We used to have a lot more influence in Egypt, before we pushed out Hosni Mubarak, who had guaranteed the peace with Israel and at least fitfully patrolled the Sinai region to limit arms to Gaza. Clinton and Barack Obama demanded his withdrawal in favor of immediate elections, which all but ensured that the Muslim Brotherhood — Hamas’ mother organization and the only group organized well enough to take advantage of that time frame — would take control of Egypt. This crisis is due at least in part to the “smart power” fumbling of the so-called Arab Spring, and it’s not terribly likely that the same players who created the problem will have good answers on how to solve it now in Gaza.

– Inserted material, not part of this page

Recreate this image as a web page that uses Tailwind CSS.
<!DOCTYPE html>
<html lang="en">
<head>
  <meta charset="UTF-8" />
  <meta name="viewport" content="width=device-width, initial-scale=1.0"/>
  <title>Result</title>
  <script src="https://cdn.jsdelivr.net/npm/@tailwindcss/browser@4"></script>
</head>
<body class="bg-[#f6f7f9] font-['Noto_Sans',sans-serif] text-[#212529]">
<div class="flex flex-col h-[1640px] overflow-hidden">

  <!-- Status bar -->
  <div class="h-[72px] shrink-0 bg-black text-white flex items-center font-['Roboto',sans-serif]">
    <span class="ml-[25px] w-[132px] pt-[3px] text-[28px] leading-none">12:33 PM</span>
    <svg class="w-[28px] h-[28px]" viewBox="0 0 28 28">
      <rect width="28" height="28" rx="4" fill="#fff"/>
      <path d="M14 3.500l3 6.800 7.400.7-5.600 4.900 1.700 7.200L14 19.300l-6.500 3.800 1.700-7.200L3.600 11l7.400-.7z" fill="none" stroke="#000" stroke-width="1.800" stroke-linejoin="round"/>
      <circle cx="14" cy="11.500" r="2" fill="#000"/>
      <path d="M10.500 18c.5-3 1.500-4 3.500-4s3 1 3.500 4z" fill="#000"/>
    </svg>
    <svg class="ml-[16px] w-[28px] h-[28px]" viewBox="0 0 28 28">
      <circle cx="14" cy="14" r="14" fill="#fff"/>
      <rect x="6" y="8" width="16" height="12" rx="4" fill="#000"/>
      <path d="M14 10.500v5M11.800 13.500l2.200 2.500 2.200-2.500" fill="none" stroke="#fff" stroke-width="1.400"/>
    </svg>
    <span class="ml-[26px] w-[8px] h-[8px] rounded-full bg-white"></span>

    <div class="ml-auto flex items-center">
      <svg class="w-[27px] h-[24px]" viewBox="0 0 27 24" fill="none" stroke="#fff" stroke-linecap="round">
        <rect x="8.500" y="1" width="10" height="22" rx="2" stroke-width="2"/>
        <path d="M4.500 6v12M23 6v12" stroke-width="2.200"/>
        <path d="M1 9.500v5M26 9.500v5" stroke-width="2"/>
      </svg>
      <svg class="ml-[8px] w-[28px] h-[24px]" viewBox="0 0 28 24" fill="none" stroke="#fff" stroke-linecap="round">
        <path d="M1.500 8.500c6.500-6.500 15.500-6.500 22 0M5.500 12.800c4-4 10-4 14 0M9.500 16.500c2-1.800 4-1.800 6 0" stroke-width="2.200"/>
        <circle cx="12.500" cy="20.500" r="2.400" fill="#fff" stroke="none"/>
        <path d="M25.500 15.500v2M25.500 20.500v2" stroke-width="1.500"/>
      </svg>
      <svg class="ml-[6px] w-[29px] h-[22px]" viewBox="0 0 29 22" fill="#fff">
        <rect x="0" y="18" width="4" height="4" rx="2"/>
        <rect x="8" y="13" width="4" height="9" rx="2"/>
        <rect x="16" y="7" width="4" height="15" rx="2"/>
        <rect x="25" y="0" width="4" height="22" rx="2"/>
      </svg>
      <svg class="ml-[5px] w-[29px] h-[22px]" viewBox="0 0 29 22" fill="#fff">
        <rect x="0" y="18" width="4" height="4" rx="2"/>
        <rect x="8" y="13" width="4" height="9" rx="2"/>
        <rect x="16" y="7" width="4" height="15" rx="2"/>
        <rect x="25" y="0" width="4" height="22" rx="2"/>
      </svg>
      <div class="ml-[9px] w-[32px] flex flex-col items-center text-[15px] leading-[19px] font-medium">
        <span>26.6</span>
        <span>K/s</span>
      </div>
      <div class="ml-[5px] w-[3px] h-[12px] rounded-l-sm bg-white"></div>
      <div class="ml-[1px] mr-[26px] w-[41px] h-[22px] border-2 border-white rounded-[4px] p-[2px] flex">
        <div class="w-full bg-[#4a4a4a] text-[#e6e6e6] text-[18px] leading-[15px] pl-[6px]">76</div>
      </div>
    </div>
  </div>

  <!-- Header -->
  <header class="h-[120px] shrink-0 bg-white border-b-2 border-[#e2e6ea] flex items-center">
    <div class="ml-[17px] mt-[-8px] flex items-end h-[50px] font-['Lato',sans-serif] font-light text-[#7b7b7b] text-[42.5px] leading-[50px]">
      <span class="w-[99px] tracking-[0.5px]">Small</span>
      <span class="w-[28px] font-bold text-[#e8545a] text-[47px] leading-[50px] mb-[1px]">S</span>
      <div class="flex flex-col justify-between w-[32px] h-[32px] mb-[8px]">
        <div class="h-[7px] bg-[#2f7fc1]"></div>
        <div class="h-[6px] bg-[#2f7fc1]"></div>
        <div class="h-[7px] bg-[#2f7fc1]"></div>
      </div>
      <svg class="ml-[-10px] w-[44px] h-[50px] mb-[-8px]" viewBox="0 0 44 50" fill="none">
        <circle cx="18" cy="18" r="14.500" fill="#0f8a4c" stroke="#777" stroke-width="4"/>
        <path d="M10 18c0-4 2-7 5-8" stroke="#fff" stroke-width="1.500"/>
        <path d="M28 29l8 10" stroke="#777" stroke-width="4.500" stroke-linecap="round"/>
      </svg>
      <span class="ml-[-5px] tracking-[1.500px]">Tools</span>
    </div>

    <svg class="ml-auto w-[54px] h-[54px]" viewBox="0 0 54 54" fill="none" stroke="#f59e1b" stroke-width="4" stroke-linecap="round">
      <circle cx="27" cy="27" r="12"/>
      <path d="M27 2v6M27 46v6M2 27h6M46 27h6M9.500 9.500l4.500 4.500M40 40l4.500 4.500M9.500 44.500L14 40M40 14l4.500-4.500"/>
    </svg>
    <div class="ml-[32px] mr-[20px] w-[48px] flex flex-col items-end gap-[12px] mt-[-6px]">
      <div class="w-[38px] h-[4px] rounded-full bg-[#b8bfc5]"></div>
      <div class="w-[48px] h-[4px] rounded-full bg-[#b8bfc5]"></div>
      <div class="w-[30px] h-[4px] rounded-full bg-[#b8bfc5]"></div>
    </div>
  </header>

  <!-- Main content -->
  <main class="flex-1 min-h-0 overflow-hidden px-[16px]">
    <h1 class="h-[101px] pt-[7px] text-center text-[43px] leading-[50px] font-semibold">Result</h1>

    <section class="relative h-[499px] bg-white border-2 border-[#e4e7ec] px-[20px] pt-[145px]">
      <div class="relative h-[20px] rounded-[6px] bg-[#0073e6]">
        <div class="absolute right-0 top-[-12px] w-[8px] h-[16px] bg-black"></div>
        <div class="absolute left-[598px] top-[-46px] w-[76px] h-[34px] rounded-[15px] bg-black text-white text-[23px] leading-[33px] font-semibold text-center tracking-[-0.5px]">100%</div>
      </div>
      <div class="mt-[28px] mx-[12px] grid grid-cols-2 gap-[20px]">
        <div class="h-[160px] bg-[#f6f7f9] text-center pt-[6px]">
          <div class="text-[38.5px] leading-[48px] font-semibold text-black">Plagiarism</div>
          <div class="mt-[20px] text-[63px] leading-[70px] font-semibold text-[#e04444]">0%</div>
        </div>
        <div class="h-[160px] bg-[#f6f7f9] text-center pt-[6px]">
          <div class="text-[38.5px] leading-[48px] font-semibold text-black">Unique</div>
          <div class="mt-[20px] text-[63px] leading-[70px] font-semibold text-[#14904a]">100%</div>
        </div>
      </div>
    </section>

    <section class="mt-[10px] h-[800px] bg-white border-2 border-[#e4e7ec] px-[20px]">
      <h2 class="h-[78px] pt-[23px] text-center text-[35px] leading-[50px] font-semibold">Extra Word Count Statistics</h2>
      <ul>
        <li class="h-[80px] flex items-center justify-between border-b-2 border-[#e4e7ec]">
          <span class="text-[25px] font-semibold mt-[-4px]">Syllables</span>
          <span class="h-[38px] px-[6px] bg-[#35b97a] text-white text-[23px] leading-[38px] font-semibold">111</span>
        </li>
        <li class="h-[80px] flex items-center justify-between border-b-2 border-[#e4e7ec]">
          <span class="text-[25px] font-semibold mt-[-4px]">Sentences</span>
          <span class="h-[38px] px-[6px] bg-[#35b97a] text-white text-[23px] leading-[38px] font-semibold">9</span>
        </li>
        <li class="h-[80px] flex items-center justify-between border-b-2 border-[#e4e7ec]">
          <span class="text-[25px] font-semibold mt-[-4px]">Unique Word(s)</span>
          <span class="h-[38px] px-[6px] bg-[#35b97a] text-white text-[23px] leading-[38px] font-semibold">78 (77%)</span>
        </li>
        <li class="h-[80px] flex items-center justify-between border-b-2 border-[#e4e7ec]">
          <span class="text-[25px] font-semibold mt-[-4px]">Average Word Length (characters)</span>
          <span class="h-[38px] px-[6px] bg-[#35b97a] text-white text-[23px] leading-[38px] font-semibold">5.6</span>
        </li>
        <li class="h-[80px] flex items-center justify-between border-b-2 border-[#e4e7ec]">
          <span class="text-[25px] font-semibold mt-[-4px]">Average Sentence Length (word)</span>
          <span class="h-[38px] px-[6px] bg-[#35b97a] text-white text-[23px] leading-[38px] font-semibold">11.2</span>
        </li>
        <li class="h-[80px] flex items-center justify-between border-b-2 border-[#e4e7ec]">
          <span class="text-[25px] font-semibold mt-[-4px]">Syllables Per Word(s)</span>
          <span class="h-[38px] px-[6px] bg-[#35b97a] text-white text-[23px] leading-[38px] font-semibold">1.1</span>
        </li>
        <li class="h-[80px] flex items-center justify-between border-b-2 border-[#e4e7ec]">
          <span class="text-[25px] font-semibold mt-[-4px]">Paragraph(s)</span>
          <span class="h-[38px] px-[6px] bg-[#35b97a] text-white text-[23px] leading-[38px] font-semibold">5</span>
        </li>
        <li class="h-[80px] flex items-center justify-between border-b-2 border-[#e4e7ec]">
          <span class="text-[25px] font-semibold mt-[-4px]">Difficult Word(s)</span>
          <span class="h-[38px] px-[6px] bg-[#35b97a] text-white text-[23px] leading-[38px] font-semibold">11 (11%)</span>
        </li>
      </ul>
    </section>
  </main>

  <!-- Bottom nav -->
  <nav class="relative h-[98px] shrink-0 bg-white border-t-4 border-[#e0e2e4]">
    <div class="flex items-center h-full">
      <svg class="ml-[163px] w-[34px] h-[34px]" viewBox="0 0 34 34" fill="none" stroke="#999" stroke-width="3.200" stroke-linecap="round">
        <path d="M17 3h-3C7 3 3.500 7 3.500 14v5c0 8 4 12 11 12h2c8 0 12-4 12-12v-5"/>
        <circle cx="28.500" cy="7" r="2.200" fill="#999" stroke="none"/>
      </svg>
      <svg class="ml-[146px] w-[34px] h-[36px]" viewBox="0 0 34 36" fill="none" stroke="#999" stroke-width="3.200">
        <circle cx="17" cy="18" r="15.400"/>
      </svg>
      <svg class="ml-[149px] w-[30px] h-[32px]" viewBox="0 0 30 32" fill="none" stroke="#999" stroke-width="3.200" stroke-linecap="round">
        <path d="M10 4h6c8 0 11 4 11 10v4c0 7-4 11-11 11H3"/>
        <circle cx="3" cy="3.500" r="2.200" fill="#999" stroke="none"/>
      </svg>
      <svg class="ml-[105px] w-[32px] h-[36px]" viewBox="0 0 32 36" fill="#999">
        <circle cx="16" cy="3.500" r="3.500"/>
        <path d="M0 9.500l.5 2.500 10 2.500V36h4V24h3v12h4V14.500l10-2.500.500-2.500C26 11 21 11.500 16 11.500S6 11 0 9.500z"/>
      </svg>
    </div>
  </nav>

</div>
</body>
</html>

Jeffrey Goldberg notes the effect that the Arab Spring had on Hamas’ calculations, and why they felt that the time had arrived to provoke Israel into an all-out war:
Hamas, which is the Palestine branch of the Muslim Brotherhood, is theologically committed to the obliteration of Israel and believes, as a matter of faith, that Jews are Allah’s enemies. Its leaders have believed, since the group’s inception, that Jews are soft (“We love death and they love life,” a Hamas leader once told me, and it is a commonly expressed thought). Hamas also believes that eventually misery and fear will drive most Jews to leave Israel, which it views as a Muslim waqf, or endowment, not merely the rightful home of the Palestinian people.
This strategy only works because Hamas leaders believe that the deaths of Palestinians aid their cause. As we have seen in this latest iteration of the Arab-Israeli war, every death of a Palestinian civilian is a victory for Hamas and a defeat for Israel. Palestinians in Gaza who dissent from this approach are often punished by Hamas. …

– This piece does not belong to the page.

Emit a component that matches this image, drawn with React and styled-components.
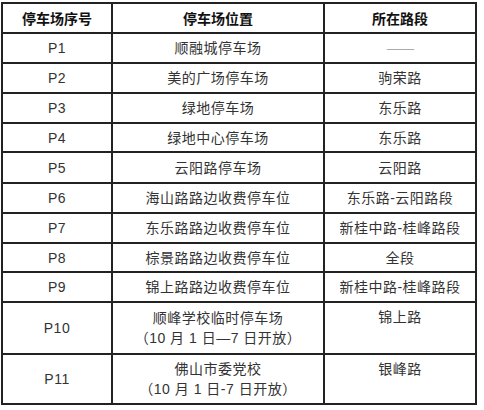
import React from 'react';
import styled, { createGlobalStyle } from 'styled-components';

const GlobalStyle = createGlobalStyle`
  html, body {
    margin: 0;
    padding: 0;
    background: #fff;
  }
  body {
    font-family: 'Liberation Sans', 'Noto Sans CJK SC', sans-serif;
  }
`;

const Page = styled.div`
  padding: 2px 0 0 1px;
  width: 484px;
  height: 410px;
  box-sizing: border-box;
`;

const Table = styled.table`
  border-collapse: collapse;
  table-layout: fixed;
  width: 476px;
  font-size: 14px;
  color: #333;
`;

const HeadCell = styled.th`
  border: 2px solid #222;
  height: ${(p) => p.h}px;
  padding: 0;
  font-weight: bold;
  color: #111;
  text-align: center;
  vertical-align: middle;
`;

const Cell = styled.td`
  border: 2px solid #222;
  height: ${(p) => p.h}px;
  padding: ${(p) => (p.top ? '4px 0 0' : '0')};
  color: #333;
  text-align: center;
  vertical-align: ${(p) => (p.top ? 'top' : 'middle')};
  letter-spacing: 0.5px;
  line-height: 20px;
`;

const Dash = styled.span`
  color: #aaa;
  letter-spacing: -1px;
`;

const rows = [
  { id: 'P1', place: '顺融城停车场', road: null, h: 28 },
  { id: 'P2', place: '美的广场停车场', road: '驹荣路', h: 28 },
  { id: 'P3', place: '绿地停车场', road: '东乐路', h: 28 },
  { id: 'P4', place: '绿地中心停车场', road: '东乐路', h: 27 },
  { id: 'P5', place: '云阳路停车场', road: '云阳路', h: 29 },
  { id: 'P6', place: '海山路路边收费停车位', road: '东乐路-云阳路段', h: 28 },
  { id: 'P7', place: '东乐路路边收费停车位', road: '新桂中路-桂峰路段', h: 28 },
  { id: 'P8', place: '棕景路路边收费停车位', road: '全段', h: 27 },
  { id: 'P9', place: '锦上路路边收费停车位', road: '新桂中路-桂峰路段', h: 28 },
  { id: 'P10', place: ['顺峰学校临时停车场', '（10 月 1 日—7 日开放）'], road: '锦上路', h: 46 },
  { id: 'P11', place: ['佛山市委党校', '（10 月 1 日-7 日开放）'], road: '银峰路', h: 44 },
];

export default function App() {
  return (
    <Page>
      <GlobalStyle />
      <Table>
        <colgroup>
          <col style={{ width: 110 }} />
          <col style={{ width: 212 }} />
          <col style={{ width: 152 }} />
        </colgroup>
        <thead>
          <tr>
            <HeadCell h={28}>停车场序号</HeadCell>
            <HeadCell h={28}>停车场位置</HeadCell>
            <HeadCell h={28}>所在路段</HeadCell>
          </tr>
        </thead>
        <tbody>
          {rows.map((r) => {
            const multi = Array.isArray(r.place);
            return (
              <tr key={r.id}>
                <Cell h={r.h}>{r.id}</Cell>
                <Cell h={r.h}>
                  {multi ? (
                    <>
                      {r.place[0]}
                      <br />
                      {r.place[1]}
                    </>
                  ) : r.place}
                </Cell>
                <Cell h={r.h} top={multi}>
                  {r.road === null ? <Dash>——</Dash> : r.road}
                </Cell>
              </tr>
            );
          })}
        </tbody>
      </Table>
    </Page>
  );
}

Hamas’s decision to increase the tempo of rocket attacks at Israeli civilian targets — the cause of this latest round of violence, as President Barack Obama and most Western leaders have asserted — emerged not only from a desire on the part of the group to terrorize the Jewish state out of existence. It also emerged from a cold political calculation that the Arab Spring (or, in the eyes of Hamas, the Islamist Spring) means that the arc of history is bending toward them and away from the Palestinian Authority of Mahmoud Abbas and its more moderate Arab supporters. This analysis has encouraged Hamas to assert itself now as the main player in the Palestinian “resistance.”
In other words, don’t expect a capitulation to the “moderates” at this stage — not unless Egypt and Turkey threaten to cut off Hamas. Turkey’s assertion yesterday that Israel is a “terrorist state” doesn’t sound like Tayyip Erdogan is contemplating that kind of strategy.
So, we’re probably looking at some kind of ground war, although Israel announced today that it would delay any incursion to give diplomats more time to reach a solution. What form would a ground war take? CNN asked that question this morning:
“What does victory look like for Israel?” the CNN anchor asks. I’m not sure that Israel can picture a victory past the destruction of rocket launchers and a way to block more from being smuggled in for Hamas’ use, but that may be enough.